═══ Provided information ═══

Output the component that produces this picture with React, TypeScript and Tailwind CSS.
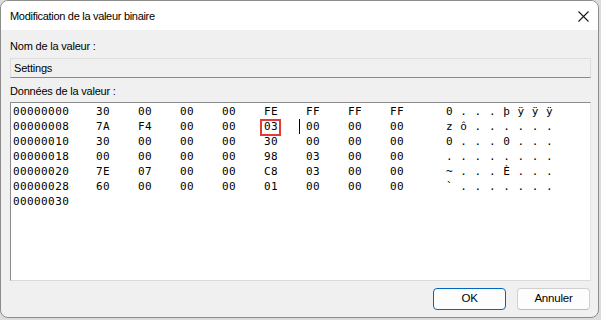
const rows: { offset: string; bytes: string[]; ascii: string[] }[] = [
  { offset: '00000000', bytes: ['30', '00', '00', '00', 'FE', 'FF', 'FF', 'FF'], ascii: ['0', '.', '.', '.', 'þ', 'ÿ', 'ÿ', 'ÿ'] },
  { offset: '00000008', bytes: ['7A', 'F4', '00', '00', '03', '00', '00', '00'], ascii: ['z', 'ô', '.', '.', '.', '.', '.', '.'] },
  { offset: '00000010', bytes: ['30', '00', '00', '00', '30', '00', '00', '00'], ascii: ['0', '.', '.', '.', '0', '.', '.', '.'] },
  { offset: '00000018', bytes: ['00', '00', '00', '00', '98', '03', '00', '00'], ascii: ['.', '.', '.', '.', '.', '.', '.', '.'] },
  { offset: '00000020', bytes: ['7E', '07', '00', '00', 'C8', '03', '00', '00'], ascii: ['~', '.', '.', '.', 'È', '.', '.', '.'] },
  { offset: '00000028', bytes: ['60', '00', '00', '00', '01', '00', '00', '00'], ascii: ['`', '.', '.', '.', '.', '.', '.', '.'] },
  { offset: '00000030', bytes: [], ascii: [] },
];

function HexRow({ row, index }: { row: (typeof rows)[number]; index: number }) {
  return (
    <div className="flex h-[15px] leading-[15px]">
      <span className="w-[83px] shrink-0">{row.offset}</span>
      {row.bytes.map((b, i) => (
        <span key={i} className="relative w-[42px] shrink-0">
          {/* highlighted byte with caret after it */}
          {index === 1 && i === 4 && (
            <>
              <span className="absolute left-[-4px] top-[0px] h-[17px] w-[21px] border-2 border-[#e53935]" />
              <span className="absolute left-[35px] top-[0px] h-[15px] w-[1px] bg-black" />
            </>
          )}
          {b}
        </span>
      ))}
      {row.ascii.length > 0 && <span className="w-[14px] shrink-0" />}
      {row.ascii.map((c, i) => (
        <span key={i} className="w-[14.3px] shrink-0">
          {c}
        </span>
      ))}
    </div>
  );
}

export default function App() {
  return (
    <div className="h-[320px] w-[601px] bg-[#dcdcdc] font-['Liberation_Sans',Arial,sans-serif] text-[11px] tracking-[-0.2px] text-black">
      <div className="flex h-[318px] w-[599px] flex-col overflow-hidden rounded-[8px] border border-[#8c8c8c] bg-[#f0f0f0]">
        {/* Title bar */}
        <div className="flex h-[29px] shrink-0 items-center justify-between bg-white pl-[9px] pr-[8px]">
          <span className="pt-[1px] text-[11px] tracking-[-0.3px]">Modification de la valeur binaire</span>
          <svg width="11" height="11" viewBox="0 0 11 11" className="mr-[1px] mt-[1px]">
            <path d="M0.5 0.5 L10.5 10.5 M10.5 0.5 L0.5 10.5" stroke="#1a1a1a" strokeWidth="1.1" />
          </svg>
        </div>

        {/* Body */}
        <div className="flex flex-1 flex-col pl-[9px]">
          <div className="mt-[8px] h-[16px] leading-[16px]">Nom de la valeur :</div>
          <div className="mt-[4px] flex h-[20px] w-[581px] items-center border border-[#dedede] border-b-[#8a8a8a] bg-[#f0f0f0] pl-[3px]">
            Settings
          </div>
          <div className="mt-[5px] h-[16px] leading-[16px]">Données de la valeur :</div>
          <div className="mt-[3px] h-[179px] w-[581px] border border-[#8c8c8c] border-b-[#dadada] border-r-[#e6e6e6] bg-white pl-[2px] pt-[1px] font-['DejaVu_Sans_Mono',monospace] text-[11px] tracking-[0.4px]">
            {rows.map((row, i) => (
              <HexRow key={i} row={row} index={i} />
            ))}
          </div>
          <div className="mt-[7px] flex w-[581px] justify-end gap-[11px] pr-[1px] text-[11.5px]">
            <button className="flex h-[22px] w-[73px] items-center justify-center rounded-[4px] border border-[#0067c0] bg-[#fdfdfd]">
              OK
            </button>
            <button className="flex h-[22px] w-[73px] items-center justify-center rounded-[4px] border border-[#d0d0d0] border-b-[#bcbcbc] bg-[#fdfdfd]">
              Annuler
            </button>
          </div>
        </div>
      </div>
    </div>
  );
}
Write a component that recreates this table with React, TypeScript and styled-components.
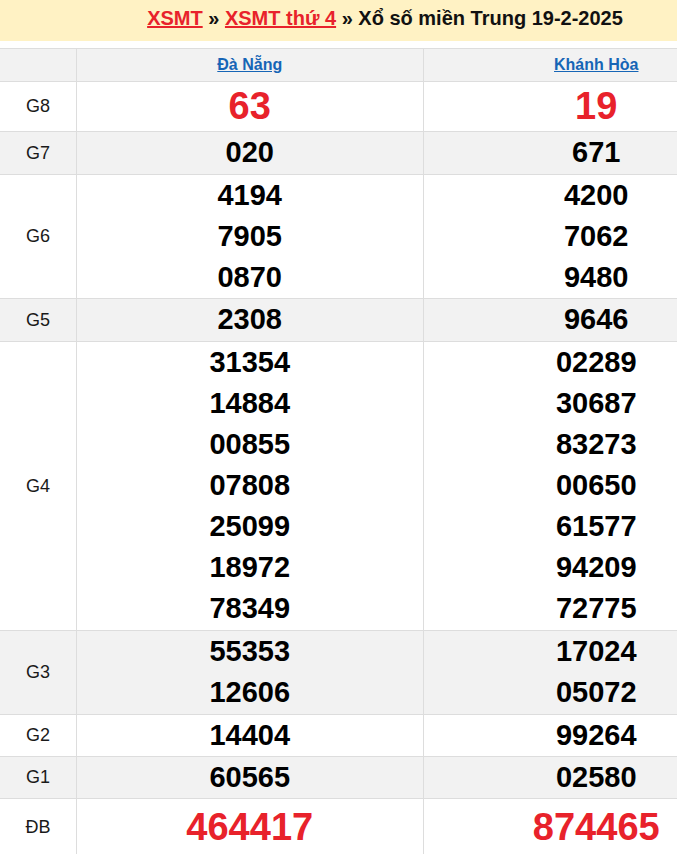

═══

• Task directions
Transcribe the records word for word and include no pictures.

• Expected output
Output the component that produces this picture with React, TypeScript and Tailwind CSS.
const rows: { offset: string; bytes: string[]; ascii: string[] }[] = [
  { offset: '00000000', bytes: ['30', '00', '00', '00', 'FE', 'FF', 'FF', 'FF'], ascii: ['0', '.', '.', '.', 'þ', 'ÿ', 'ÿ', 'ÿ'] },
  { offset: '00000008', bytes: ['7A', 'F4', '00', '00', '03', '00', '00', '00'], ascii: ['z', 'ô', '.', '.', '.', '.', '.', '.'] },
  { offset: '00000010', bytes: ['30', '00', '00', '00', '30', '00', '00', '00'], ascii: ['0', '.', '.', '.', '0', '.', '.', '.'] },
  { offset: '00000018', bytes: ['00', '00', '00', '00', '98', '03', '00', '00'], ascii: ['.', '.', '.', '.', '.', '.', '.', '.'] },
  { offset: '00000020', bytes: ['7E', '07', '00', '00', 'C8', '03', '00', '00'], ascii: ['~', '.', '.', '.', 'È', '.', '.', '.'] },
  { offset: '00000028', bytes: ['60', '00', '00', '00', '01', '00', '00', '00'], ascii: ['`', '.', '.', '.', '.', '.', '.', '.'] },
  { offset: '00000030', bytes: [], ascii: [] },
];

function HexRow({ row, index }: { row: (typeof rows)[number]; index: number }) {
  return (
    <div className="flex h-[15px] leading-[15px]">
      <span className="w-[83px] shrink-0">{row.offset}</span>
      {row.bytes.map((b, i) => (
        <span key={i} className="relative w-[42px] shrink-0">
          {/* highlighted byte with caret after it */}
          {index === 1 && i === 4 && (
            <>
              <span className="absolute left-[-4px] top-[0px] h-[17px] w-[21px] border-2 border-[#e53935]" />
              <span className="absolute left-[35px] top-[0px] h-[15px] w-[1px] bg-black" />
            </>
          )}
          {b}
        </span>
      ))}
      {row.ascii.length > 0 && <span className="w-[14px] shrink-0" />}
      {row.ascii.map((c, i) => (
        <span key={i} className="w-[14.3px] shrink-0">
          {c}
        </span>
      ))}
    </div>
  );
}

export default function App() {
  return (
    <div className="h-[320px] w-[601px] bg-[#dcdcdc] font-['Liberation_Sans',Arial,sans-serif] text-[11px] tracking-[-0.2px] text-black">
      <div className="flex h-[318px] w-[599px] flex-col overflow-hidden rounded-[8px] border border-[#8c8c8c] bg-[#f0f0f0]">
        {/* Title bar */}
        <div className="flex h-[29px] shrink-0 items-center justify-between bg-white pl-[9px] pr-[8px]">
          <span className="pt-[1px] text-[11px] tracking-[-0.3px]">Modification de la valeur binaire</span>
          <svg width="11" height="11" viewBox="0 0 11 11" className="mr-[1px] mt-[1px]">
            <path d="M0.5 0.5 L10.5 10.5 M10.5 0.5 L0.5 10.5" stroke="#1a1a1a" strokeWidth="1.1" />
          </svg>
        </div>

        {/* Body */}
        <div className="flex flex-1 flex-col pl-[9px]">
          <div className="mt-[8px] h-[16px] leading-[16px]">Nom de la valeur :</div>
          <div className="mt-[4px] flex h-[20px] w-[581px] items-center border border-[#dedede] border-b-[#8a8a8a] bg-[#f0f0f0] pl-[3px]">
            Settings
          </div>
          <div className="mt-[5px] h-[16px] leading-[16px]">Données de la valeur :</div>
          <div className="mt-[3px] h-[179px] w-[581px] border border-[#8c8c8c] border-b-[#dadada] border-r-[#e6e6e6] bg-white pl-[2px] pt-[1px] font-['DejaVu_Sans_Mono',monospace] text-[11px] tracking-[0.4px]">
            {rows.map((row, i) => (
              <HexRow key={i} row={row} index={i} />
            ))}
          </div>
          <div className="mt-[7px] flex w-[581px] justify-end gap-[11px] pr-[1px] text-[11.5px]">
            <button className="flex h-[22px] w-[73px] items-center justify-center rounded-[4px] border border-[#0067c0] bg-[#fdfdfd]">
              OK
            </button>
            <button className="flex h-[22px] w-[73px] items-center justify-center rounded-[4px] border border-[#d0d0d0] border-b-[#bcbcbc] bg-[#fdfdfd]">
              Annuler
            </button>
          </div>
        </div>
      </div>
    </div>
  );
}
Write a component that recreates this table with React, TypeScript and styled-components.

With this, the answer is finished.